Burdekin Water Board infrastructure including drop board and gate water control structures and river sand dams are another source of fish passage barrier in distributary and ana-branch river channels of the lower Burdekin floodplain. Poorly designed road crossing culverts are also a source of fish passage barrier, though most of these are bypassed during large flood events.42 While fish passage barriers associated with in stream infrastructure in lower Burdekin floodplain distributary streams are being slowly addressed, fish barriers persist where weed infestation and associated anoxic reach conditions in bunded lower catchment near tidal areas still remain.13
In 2007 NQ Dry Tropics NRM invested in a regional study identifying and prioritising fish passage barriers for rectification.42 Subsequent to that study, NQ Dry Tropics NRM partnered with local stakeholders across the region to deliver a program of fish barrier rectification works.43 The North Burdekin Water Board has been a major partner in these works and has also made substantial individual investment in fish passage works to facilitate fish passage past a saltwater barrage in the lower Kalamia Creek catchment. Consequently road, rail and small infrastructure fish passage barriers have been considerably rectified in the last decade. Further support for this program will continue to provide coastal ecosystem dividends in the region.

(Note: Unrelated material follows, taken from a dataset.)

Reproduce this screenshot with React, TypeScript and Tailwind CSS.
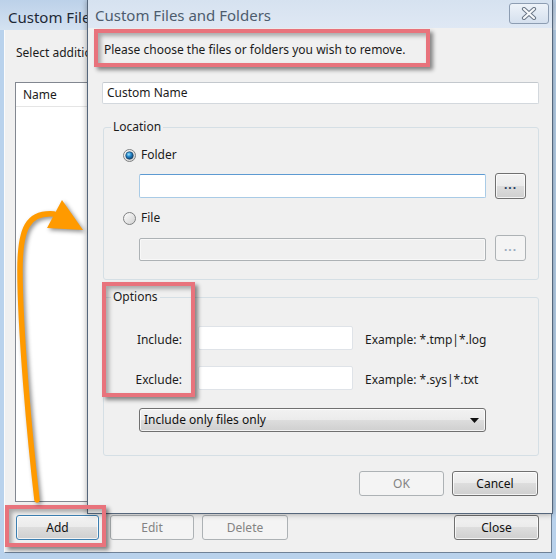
import React from 'react';

const btnOn =
  'h-[25px] rounded-[3px] border border-[#707070] text-[#111] bg-[linear-gradient(to_bottom,#f2f2f2_0%,#ebebeb_50%,#dddddd_50%,#cfcfcf_100%)] shadow-[inset_0_0_0_1px_rgba(255,255,255,0.75)] flex items-center justify-center';
const btnOff =
  'h-[25px] rounded-[3px] border border-[#adb2b5] text-[#838383] bg-[#f4f4f4] flex items-center justify-center';
const mark =
  'absolute border-4 border-[#e8737c] shadow-[3px_3px_4px_rgba(0,0,0,0.45),inset_3px_3px_4px_rgba(0,0,0,0.3)] pointer-events-none';

const Radio: React.FC<{ checked?: boolean }> = ({ checked }) => (
  <svg width="13" height="13" viewBox="0 0 13 13">
    <defs>
      <linearGradient id={checked ? 'ringOn' : 'ringOff'} x1="0" y1="0" x2="1" y2="1">
        <stop offset="0" stopColor="#ffffff" />
        <stop offset="1" stopColor="#cfcfcf" />
      </linearGradient>
      <radialGradient id="dot" cx="0.4" cy="0.35" r="0.7">
        <stop offset="0" stopColor="#9be6ff" />
        <stop offset="0.45" stopColor="#2384c9" />
        <stop offset="1" stopColor="#0b3a66" />
      </radialGradient>
    </defs>
    <circle cx="6.5" cy="6.5" r="6" fill={`url(#${checked ? 'ringOn' : 'ringOff'})`} stroke="#7f8182" />
    {checked && <circle cx="6.5" cy="6.5" r="3.8" fill="url(#dot)" stroke="#1c3f5e" strokeWidth="0.6" />}
  </svg>
);

const Browse: React.FC<{ disabled?: boolean }> = ({ disabled }) => (
  <div className={`${disabled ? btnOff : btnOn} w-[31px] !h-[26px]`}>
    <span className={`text-[12px] font-bold tracking-[1px] leading-none -mt-[2px] ${disabled ? 'text-[#9aabbd]' : 'text-[#1e3a5c]'}`}>...</span>
  </div>
);

const App: React.FC = () => {
  return (
    <div className="relative w-[556px] h-[559px] overflow-hidden bg-[#b9d2ec] font-['Noto_Sans',sans-serif] text-[12px] leading-[16px] text-[#1b1b1b]">
      {/* Back window */}
      <div className="flex flex-col h-full">
        <div className="h-[30px] shrink-0 bg-[linear-gradient(to_bottom,#bcd1e9,#d4e2f1)] pl-[8px] flex items-center text-[15px] text-[#1e2936] pt-[3px]">
          <span className="w-[79px] overflow-hidden whitespace-nowrap">Custom Files and Folders</span>
        </div>
        <div className="flex-1 mx-[4px] mb-[6px] bg-[#f0f0f0] border-l border-white/70 border-r border-r-[#6f8196] border-b border-b-[#6f8196] flex flex-col px-[10px] pt-[15px]">
          <div className="h-[16px] pl-[1px] w-[72px] overflow-hidden whitespace-nowrap">Select additional files and folders to remove.</div>
          <div className="mt-[21px] h-[420px] bg-white border border-[#828790] flex flex-col">
            <div className="h-[24px] border-b border-[#e5e5e5] flex items-center pl-[7px]">Name</div>
          </div>
          <div className="mt-[13px] flex items-center">
            <div className={`${btnOn} w-[83px] ml-[1px] !border-[#3c7fb1]`}>Add</div>
            <div className={`${btnOff} w-[84px] ml-[11px]`}>Edit</div>
            <div className={`${btnOff} w-[86px] ml-[8px]`}>Delete</div>
            <div className={`${btnOn} w-[85px] ml-auto mr-[2px]`}>Close</div>
          </div>
        </div>
      </div>

      {/* Front dialog */}
      <div className="absolute left-[87px] top-0 w-[466px] h-[514px] border-l border-r border-b border-[#55667b] flex flex-col bg-[#f0f0f0] shadow-[0_0_6px_rgba(0,0,0,0.35)]">
        <div className="h-[28px] shrink-0 bg-[linear-gradient(to_bottom,#d6e2f0,#dfe8f4)] flex items-start justify-between pl-[7px] pr-[3px]">
          <span className="text-[15px] leading-[28px] text-[#4d5c6e] mt-[1px]">Custom Files and Folders</span>
          <div className="mt-[3px] w-[40px] h-[21px] rounded-[3px] border border-[#8d9db2] bg-[linear-gradient(to_bottom,#eef3f9,#d5e0ee)] flex items-center justify-center">
            <svg width="16" height="13" viewBox="0 0 16 13">
              <path d="M3 2 L13 11 M13 2 L3 11" stroke="#6b7787" strokeWidth="4.2" strokeLinecap="round" />
              <path d="M3 2 L13 11 M13 2 L3 11" stroke="#f7f9fb" strokeWidth="2.2" strokeLinecap="round" />
            </svg>
          </div>
        </div>

        <div className="flex flex-col pl-[14px] pr-[13px]">
          <div className="mt-[13px] h-[16px] pl-[2px] leading-[18px]">Please choose the files or folders you wish to remove.</div>

          <div className="mt-[25px] h-[22px] bg-white border border-[#d3d8dd] border-t-[#c3c8cd] rounded-[2px] flex items-center pl-[4px]">
            Custom Name
          </div>

          <fieldset className="mt-[15px] ml-[1px] border border-[#d5dfe5] rounded-[3px] pb-[18px]">
            <legend className="ml-[7px] px-[2px] leading-[16px]">Location</legend>
            <div className="mt-[12px] h-[16px] pl-[19px] flex items-center gap-[5px]">
              <Radio checked />
              <span>Folder</span>
            </div>
            <div className="mt-[10px] h-[26px] pl-[35px] flex items-center gap-[9px]">
              <div className="w-[347px] h-[24px] bg-white border border-[#a9cbe6] border-t-[#5d9ad2] rounded-[2px]" />
              <Browse />
            </div>
            <div className="mt-[11px] h-[16px] pl-[19px] flex items-center gap-[5px]">
              <Radio />
              <span>File</span>
            </div>
            <div className="mt-[9px] h-[26px] pl-[35px] flex items-start gap-[9px]">
              <div className="mt-[3px] w-[347px] h-[23px] bg-[#f0f0f0] border border-[#adb2b5] rounded-[2px] shadow-[inset_0_0_0_1px_#f8f8f8]" />
              <Browse disabled />
            </div>
          </fieldset>

          <fieldset className="mt-[9px] ml-[1px] border border-[#d5dfe5] rounded-[3px] pb-[23px]">
            <legend className="ml-[7px] px-[2px] leading-[16px]">Options</legend>
            <div className="mt-[21px] h-[24px] flex items-center">
              <span className="w-[78px] text-right mt-[4px]">Include:</span>
              <div className="ml-[16px] w-[155px] h-[24px] bg-white border border-[#dfe3e8] rounded-[2px]" />
              <span className="ml-[12px] mt-[4px]">Example: *.tmp|*.log</span>
            </div>
            <div className="mt-[16px] h-[24px] flex items-center">
              <span className="w-[78px] text-right mt-[4px]">Exclude:</span>
              <div className="ml-[16px] w-[155px] h-[24px] bg-white border border-[#dfe3e8] rounded-[2px]" />
              <span className="ml-[12px] mt-[4px]">Example: *.sys|*.txt</span>
            </div>
            <div className={`${btnOn} !justify-between mt-[18px] ml-[35px] w-[347px] !h-[24px] pl-[4px] pr-[6px]`}>
              <span>Include only files only</span>
              <svg width="9" height="5" viewBox="0 0 9 5">
                <path d="M0 0 H9 L4.5 5 Z" fill="#111" />
              </svg>
            </div>
          </fieldset>

          <div className="mt-[15px] flex justify-end gap-[8px] pr-[1px]">
            <div className={`${btnOff} w-[85px]`}>OK</div>
            <div className={`${btnOn} w-[86px]`}>Cancel</div>
          </div>
        </div>
      </div>

      {/* Annotations */}
      <div className={`${mark} left-[94px] top-[29px] w-[336px] h-[38px]`} />
      <div className={`${mark} left-[102px] top-[282px] w-[93px] h-[115px]`} />
      <div className={`${mark} left-[5px] top-[505px] w-[101px] h-[42px]`} />
      <svg className="absolute inset-0 pointer-events-none drop-shadow-[2px_2px_2px_rgba(0,0,0,0.45)]" width="556" height="559">
        <path d="M37 500 C30 440 20 330 20 270 C20 228 28 212 54 214" stroke="#ff9a00" strokeWidth="5.5" fill="none" strokeLinecap="round" />
        <polygon points="62,200 47,228 83,230" fill="#ff9a00" />
      </svg>
    </div>
  );
};

export default App;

In areas with poor stream reach condition, fish passage barriers remain a significant issue. Progress in addressing the management needs of bunded coastal wetlands and the maintenance of aquatic weed control programs are key to addressing these fish passage barriers.
The main outstanding fish passage barrier issues in the lower Burdekin floodplain concern the major river systems and large water infrastructure. Two weirs on the Haughton River (Giru and Val Bird) and one on the Burdekin River system (Clare Weir) remain poorly serviced in terms of provision of fish passage. The Haughton River weirs currently have no fish passage provision while the Clare Weir has had substantial investment in a poorly performing double fish lock fishway.
The greatest opportunity for facilitating effective fish passage past the major Clare Weir barrier on the Burdekin River may be in the use of fishway designs utilising a low gradient river bypass channels that replicates natural channel hydrological conditions.44,45 Engineered and mechanical fishway design solutions are often found to have temporal or fish community constraints in terms of passage opportunities.